Turning 33 in September, Butler is still an elite defender. His 1.9 steals per game are sixth in the NBA, and he’s a key cog of a Heat unit whose defensive rating of 107.7 is eighth-best. Butler does it all, as seen by his three triple doubles this season—the same as Giannis Antetokounmpo, LeBron James, and LaMelo Ball.
Tatum is beginning to establish a real reputation as a streaky shooter. He’s averaging a notable 26.0 points and 8.5 rebounds per game, but Celtics fans have been maddened by his inconsistency. Tatum dropped 51 points on 18-for-28 shooting overall and 9-for-14 from deep against the Wizards on Sunday. But he hit a combined 13 of 38 shots (including 0 of 13 from 3-point range) in the two games leading up to that nuclear performance.
This might simply be a part of Tatum’s game. He has always had a propensity for difficult shots; while he has cut down on his mid-range attempts since entering the league, Tatum will never hesitate to shoot. Then again, he is just 23 years old. This is already his fifth professional season, and we should see his shot selection and willingness to pass improve as he continues to emotionally mature.
Primarily known as a defensive stalwart, the 23-year-old Allen has drastically expanded his offensive production in his fifth season. The Texas alum is averaging 16.3 points, 11.0 rebounds, and 1.9 assists per game, all of which are career-high marks. He’s an elite rim runner and lob finisher, often assisted by floor general Darius Garland.
Allen is a perfect example for how sudden improvement earns NBA players their first All-Star selection. He’s quickly become an integral piece of the foundation of a young Cleveland team that has shattered expectations this season.
VanVleet has been a workhorse for the Raptors, playing a league-high 38.2 minutes per game. As their point guard and team leader, he’s one of the reasons why Toronto has been able to cling onto the eighth seed in the East. VanVleet’s 21.7 points and 7.0 assists per game are both career highs, and his eight double doubles have already tied his regular season record set in 2020.

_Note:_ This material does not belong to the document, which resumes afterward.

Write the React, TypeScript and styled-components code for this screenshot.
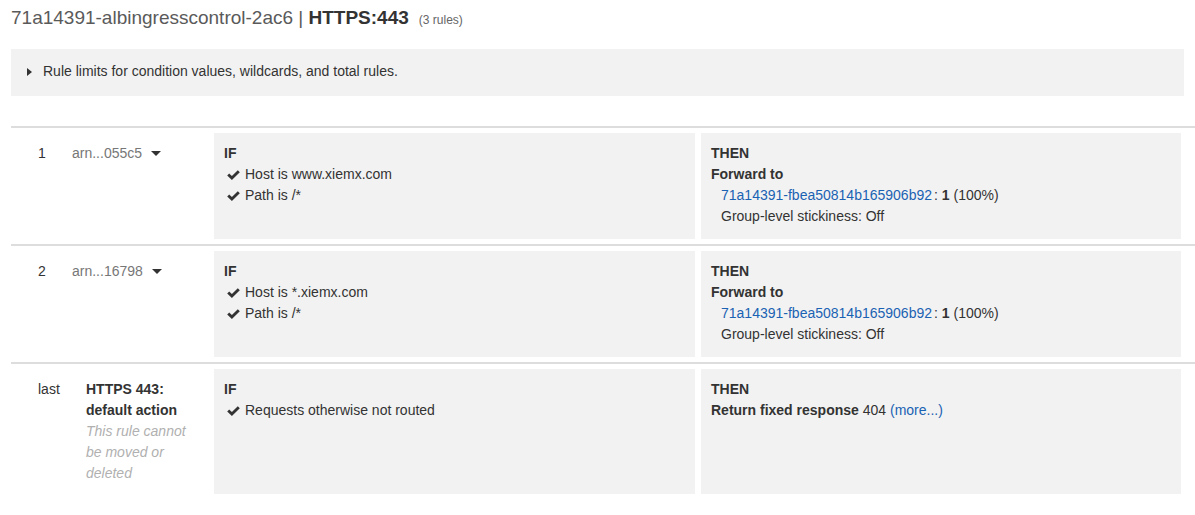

On pace for 320 made 3-pointers, VanVleet has the chance to join Steph Curry and James Harden as the only players in NBA history to make 300 3-pointers in a season. He’s having his best shooting year yet, hitting 39.3 percent of his deep shots on 9.9 attempts per game. VanVleet is also one of the best defenders at his position, averaging 1.7 steals per game (11th in the NBA).
At just 20 years old, Ball is one of the most gifted point guards in the league. He is just one of six players averaging at least 18 points, 7 rebounds, and 7 assists per game. Ball’s teammates must always have their heads up, because he can find them for an assist from anywhere on the court. He mans an energetic Hornets squad that runs the floor for a blistering 100.9 possessions per game (second in the NBA).
Ball’s shooting efficiency is slightly below-average (41.8 FG%, 35.8 3PT%), but he impacts the game in so many ways on any given night. He’s a dynamo with the ball in his hands and can rack up triple doubles in his sleep. This would be the first of many All-Star selections for Ball.